• [Given request]: Which lines below hold the word "index"? Copy all of them.

-- Start of Data provided --

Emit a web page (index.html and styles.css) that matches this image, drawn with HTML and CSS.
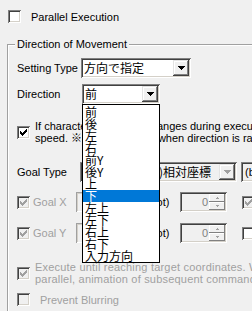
FILE: index.html
```html
<!DOCTYPE html>
<html lang="ja">
<head>
    <meta charset="UTF-8">
    <title>Direction of Movement</title>
    <link rel="stylesheet" href="styles.css">
</head>
<body>
    <div class="top-row">
        <span class="check"></span>
        <span>Parallel Execution</span>
    </div>

    <div class="group">
        <div class="group-inner">
            <div class="legend">Direction of Movement</div>

            <div class="row row-setting">
                <span class="field-label">Setting Type</span>
                <div class="combo combo-setting">
                    <span class="combo-text">方向で指定</span>
                    <span class="combo-btn"><svg width="7" height="4" viewBox="0 0 7 4"><path d="M0 0h7v1H0zM1 1h5v1H1zM2 2h3v1H2zM3 3h1v1H3z"/></svg></span>
                </div>
            </div>

            <div class="row row-direction">
                <span class="field-label">Direction</span>
                <div class="combo combo-direction">
                    <span class="combo-text">前</span>
                    <span class="combo-btn"><svg width="7" height="4" viewBox="0 0 7 4"><path d="M0 0h7v1H0zM1 1h5v1H1zM2 2h3v1H2zM3 3h1v1H3z"/></svg></span>
                    <ul class="dropdown">
                        <li>前</li>
                        <li>後</li>
                        <li>左</li>
                        <li>右</li>
                        <li>前Y</li>
                        <li>後Y</li>
                        <li>上</li>
                        <li class="selected">下</li>
                        <li>左上</li>
                        <li>左下</li>
                        <li>右上</li>
                        <li>右下</li>
                        <li>入力方向</li>
                    </ul>
                </div>
            </div>

            <div class="row row-check row-keep">
                <span class="check"><svg viewBox="0 0 7 7"><path d="M6 0h1v1h-1zM5 1h2v1h-2zM0 2h1v1H0zM4 2h3v1H4zM0 3h2v1H0zM3 3h3v1H3zM0 4h5v1H0zM1 5h3v1H1zM2 6h1v1H2z"/></svg></span>
                <span class="multi">If character's direction changes during execution, moves at current<br>speed. ※ Not applicable when direction is random</span>
            </div>

            <div class="row row-goal-type">
                <span class="field-label">Goal Type</span>
                <div class="combo combo-goal combo-off">
                    <span class="combo-text">イベント(自分)相対座標</span>
                    <span class="combo-btn"><svg width="7" height="4" viewBox="0 0 7 4"><path d="M0 0h7v1H0zM1 1h5v1H1zM2 2h3v1H2zM3 3h1v1H3z"/></svg></span>
                </div>
                <div class="combo combo-unit combo-off">
                    <span class="combo-text">(by dot)</span>
                </div>
            </div>

            <div class="row row-goal row-goal-x">
                <span class="check disabled"><svg viewBox="0 0 7 7"><path d="M6 0h1v1h-1zM5 1h2v1h-2zM0 2h1v1H0zM4 2h3v1H4zM0 3h2v1H0zM3 3h3v1H3zM0 4h5v1H0zM1 5h3v1H1zM2 6h1v1H2z"/></svg></span>
                <span class="goal-label off">Goal X</span>
                <span class="goal-field"></span>
                <span class="unit">(Dot)</span>
                <div class="spin">
                    <span class="spin-val">0</span>
                    <span class="spin-btns">
                        <span class="spin-btn"><svg width="3" height="2" viewBox="0 0 3 2"><path d="M1 0h1v1H1zM0 1h3v1H0z"/></svg></span>
                        <span class="spin-btn"><svg width="3" height="2" viewBox="0 0 3 2"><path d="M0 0h3v1H0zM1 1h1v1H1z"/></svg></span>
                    </span>
                </div>
                <span class="check disabled"><svg viewBox="0 0 7 7"><path d="M6 0h1v1h-1zM5 1h2v1h-2zM0 2h1v1H0zM4 2h3v1H4zM0 3h2v1H0zM3 3h3v1H3zM0 4h5v1H0zM1 5h3v1H1zM2 6h1v1H2z"/></svg></span>
            </div>

            <div class="row row-goal row-goal-y">
                <span class="check disabled"><svg viewBox="0 0 7 7"><path d="M6 0h1v1h-1zM5 1h2v1h-2zM0 2h1v1H0zM4 2h3v1H4zM0 3h2v1H0zM3 3h3v1H3zM0 4h5v1H0zM1 5h3v1H1zM2 6h1v1H2z"/></svg></span>
                <span class="goal-label off">Goal Y</span>
                <span class="goal-field"></span>
                <span class="unit">(Dot)</span>
                <div class="spin">
                    <span class="spin-val">0</span>
                    <span class="spin-btns">
                        <span class="spin-btn"><svg width="3" height="2" viewBox="0 0 3 2"><path d="M1 0h1v1H1zM0 1h3v1H0z"/></svg></span>
                        <span class="spin-btn"><svg width="3" height="2" viewBox="0 0 3 2"><path d="M0 0h3v1H0zM1 1h1v1H1z"/></svg></span>
                    </span>
                </div>
                <span class="check"></span>
            </div>

            <div class="row row-check row-execute">
                <span class="check disabled"><svg viewBox="0 0 7 7"><path d="M6 0h1v1h-1zM5 1h2v1h-2zM0 2h1v1H0zM4 2h3v1H4zM0 3h2v1H0zM3 3h3v1H3zM0 4h5v1H0zM1 5h3v1H1zM2 6h1v1H2z"/></svg></span>
                <span class="multi off wide">Execute until reaching target coordinates. When executed in<br>parallel, animation of subsequent commands is not waited for</span>
            </div>

            <div class="row row-check row-blur">
                <span class="check disabled"></span>
                <span class="off blur-label">Prevent Blurring</span>
            </div>
        </div>
    </div>
</body>
</html>
```

FILE: styles.css
```css
* {
    box-sizing: border-box;
}
html, body {
    margin: 0;
    padding: 0;
}
body {
    width: 252px;
    height: 311px;
    overflow: hidden;
    background: #f0f0f0;
    font-family: "Liberation Sans", "Noto Sans CJK JP", sans-serif;
    font-size: 11px;
    color: #000;
}
.off {
    color: #a0a0a0;
}

/* checkbox */
.check {
    flex: none;
    width: 13px;
    height: 13px;
    display: flex;
    align-items: center;
    justify-content: center;
    background: #fff;
    box-shadow: inset 1px 1px #808080, inset -1px -1px #fff, inset 2px 2px #404040, inset -2px -2px #d4d0c8;
}
.check svg {
    width: 7px;
    height: 7px;
    display: block;
    fill: #000;
    shape-rendering: crispEdges;
}
.check.disabled {
    background: #f0f0f0;
}
.check.disabled svg {
    fill: #a0a0a0;
}

.top-row {
    display: flex;
    align-items: center;
    gap: 10px;
    height: 13px;
    margin: 10px 0 0 8px;
}

/* group box */
.group {
    margin: 21px 0 0 7px;
    border-top: 1px solid #a0a0a0;
    border-left: 1px solid #a0a0a0;
}
.group-inner {
    border-top: 1px solid #fff;
    border-left: 1px solid #fff;
    padding-left: 8px;
    height: 270px;
}
.legend {
    display: table;
    margin: -8px 0 0 -2px;
    padding: 0 2px;
    height: 13px;
    line-height: 13px;
    background: #f0f0f0;
}

.row {
    display: flex;
    align-items: center;
}
.field-label {
    flex: none;
    width: 64px;
    white-space: nowrap;
}
.row-setting {
    margin-top: 7px;
    height: 20px;
}
.row-direction {
    margin-top: 6px;
    height: 20px;
}
.row-keep {
    margin-top: 16px;
    height: 24px;
}
.row-goal-type {
    margin-top: 18px;
    height: 20px;
}
.row-goal-x {
    margin-top: 10px;
    height: 20px;
}
.row-goal-y {
    margin-top: 11px;
    height: 20px;
}
.row-execute {
    margin-top: 18px;
    height: 24px;
}
.row-blur {
    margin-top: 8px;
    height: 13px;
}
.row-check {
    gap: 5px;
}
.multi {
    white-space: nowrap;
    line-height: 12px;
}
.multi.wide {
    letter-spacing: 0.2px;
}
.blur-label {
    margin-left: 5px;
}

/* combo box */
.combo {
    position: relative;
    flex: none;
    height: 20px;
    display: flex;
    align-items: center;
    padding: 2px;
    background: #fff;
    box-shadow: inset 1px 1px #808080, inset -1px -1px #fff, inset 2px 2px #404040, inset -2px -2px #d4d0c8;
}
.combo-text {
    flex: 1;
    min-width: 0;
    padding-left: 1px;
    white-space: nowrap;
    overflow: hidden;
    font-family: "Noto Sans CJK JP", sans-serif;
    font-size: 12px;
    line-height: 16px;
}
.combo-btn {
    flex: none;
    width: 16px;
    height: 16px;
    display: flex;
    align-items: center;
    justify-content: center;
    background: #f0f0f0;
    box-shadow: inset -1px -1px #404040, inset 1px 1px #e3e3e3, inset -2px -2px #808080, inset 2px 2px #fff;
}
.combo-btn svg {
    display: block;
    fill: #000;
    shape-rendering: crispEdges;
}
.combo-off {
    background: #f0f0f0;
}
.combo-off .combo-btn svg {
    fill: #a0a0a0;
}
.combo-setting {
    width: 110px;
}
.combo-direction {
    width: 78px;
    margin-left: 1px;
}
.combo-goal {
    width: 157px;
    margin-left: -1px;
}
.combo-unit {
    width: 60px;
    margin-left: 4px;
}
.combo-unit .combo-text {
    font-family: "Liberation Sans", sans-serif;
    font-size: 11px;
    padding-left: 2px;
}

/* open list of the direction combo */
.dropdown {
    position: absolute;
    top: 100%;
    left: 0;
    z-index: 2;
    width: 78px;
    height: 159px;
    margin: 0;
    padding: 1px 0 0;
    list-style: none;
    overflow: hidden;
    background: #fff;
    border: 1px solid #000;
}
.dropdown li {
    height: 12px;
    line-height: 12px;
    padding-left: 2px;
    font-family: "Noto Sans CJK JP", sans-serif;
    font-size: 12px;
    white-space: nowrap;
}
.dropdown li.selected {
    background: #0078d7;
    color: #fff;
}

/* goal rows */
.goal-label {
    flex: none;
    width: 43px;
    margin-left: 3px;
    white-space: nowrap;
}
.goal-field {
    flex: none;
    width: 66px;
    height: 20px;
    box-shadow: inset 1px 1px #a0a0a0, inset -1px -1px #fff, inset 2px 2px #d4d0c8;
}
.unit {
    flex: none;
    width: 27px;
    margin-left: 3px;
    white-space: nowrap;
}
.spin {
    flex: none;
    width: 47px;
    height: 20px;
    margin: 0 15px 0 8px;
    display: flex;
    align-items: center;
    padding: 2px;
    box-shadow: inset 1px 1px #808080, inset -1px -1px #fff, inset 2px 2px #404040, inset -2px -2px #d4d0c8;
}
.spin-val {
    flex: 1;
    text-align: right;
    padding-right: 1px;
    color: #808080;
}
.spin-btns {
    flex: none;
    width: 16px;
    height: 16px;
    display: flex;
    flex-direction: column;
}
.spin-btn {
    flex: 1;
    display: flex;
    align-items: center;
    justify-content: center;
    background: #f0f0f0;
    box-shadow: inset -1px -1px #808080, inset 1px 1px #fff;
}
.spin-btn svg {
    display: block;
    fill: #a0a0a0;
    shape-rendering: crispEdges;
}
```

-- End of Data provided --

• [Reply to the task]:
Emit a web page (index.html and styles.css) that matches this image, drawn with HTML and CSS.
FILE: index.html
    z-index: 2;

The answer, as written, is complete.